About the author.

I was born in Dundee, Scotland in 1968 and after a young childhood spent around the UK, my family settled down in Newcastle upon Tyne. It was here that I grew up and as a young lad with the strong feeling of being Scottish (and being reminded regularly of my accent). I never really noticed that I had become a Geordie until I went to (of all places, you might say!) Sunderland Polytechnic.

By that time I had already met my future wife and had fallen in love not just with her but with what I can only describe as my home; my city (Newcastle) and my county (Northumberland).

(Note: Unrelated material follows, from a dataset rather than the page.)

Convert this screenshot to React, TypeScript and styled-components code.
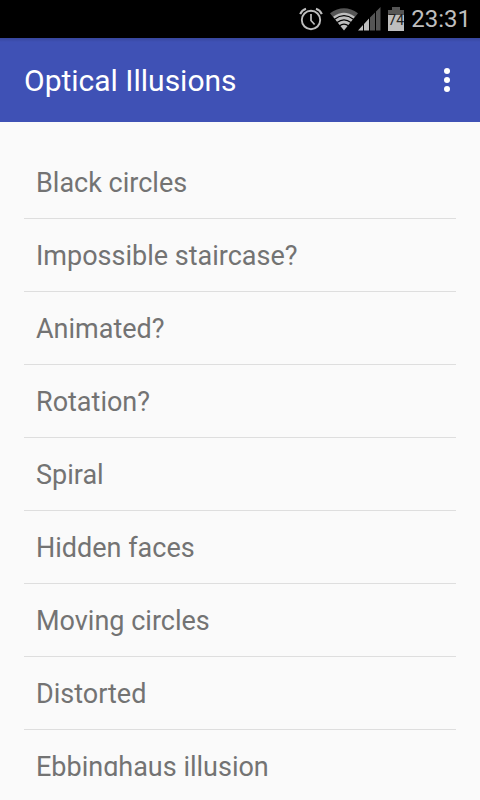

It is a strange path that took me took me from Environmental Studies at Sunderland to an MA in Anglo-Saxon Studies at Newcastle, but the route was always via writing and to a large part reading as well. My inspirations are largely in Fantasy and to a lesser extent Sci-Fi, but in my early twenties I gained a fascination for all things Arthurian in fiction, stemming from reading Mary Stewart's The Crystal Cave. There came a point however when there were only so many retellings of the same material you could read and so I looked around and found that there was a body of other books set at around the same time but without the divisive and restrictive figure of Arthur. The most influential of these was Ragnarok by Anne Thackerey, a book that took me away from my cosy Celtic Twilight romanticism into the cold dawn of Anglo-Saxon expansion. I found that I was more at home there, for of course I was back full circle to The Hobbit, the first book that I can remember being read to me (thanks George!).

It became clear to me that this was something I needed to know more about. As someone who has always been a writer, it opened up new avenues. A book that I was anxious to write gained Anglo-Saxon elements before being dropped in favour of a new concept, which in time would become "The Adventures of the Billy Goats Gruff."

I still go for romanticism (but not necessarily romance) by the bucketload but I hope that I have picked up enough of a respect for my favoured period so that I do not ride rough-shod over period detail. I never cease to rail against depictions of peoples and events that are just the way that Hollywood sees history.

I have also published a book about the poet Cædmon, recorded by Bede as the first man to compose Christian poetry in the vernacular language and mode. When I have finished the paper edition, I have several ideas for new books awaiting their time to flourish.

Some time has passed since the blurb on The Adventures of the Billy Goats Gruff was written. Children have grown older and left home and I have moved a couple of times too. I currently live with my wife, one of my children and the same two lurchers in Hexham, Northumberland.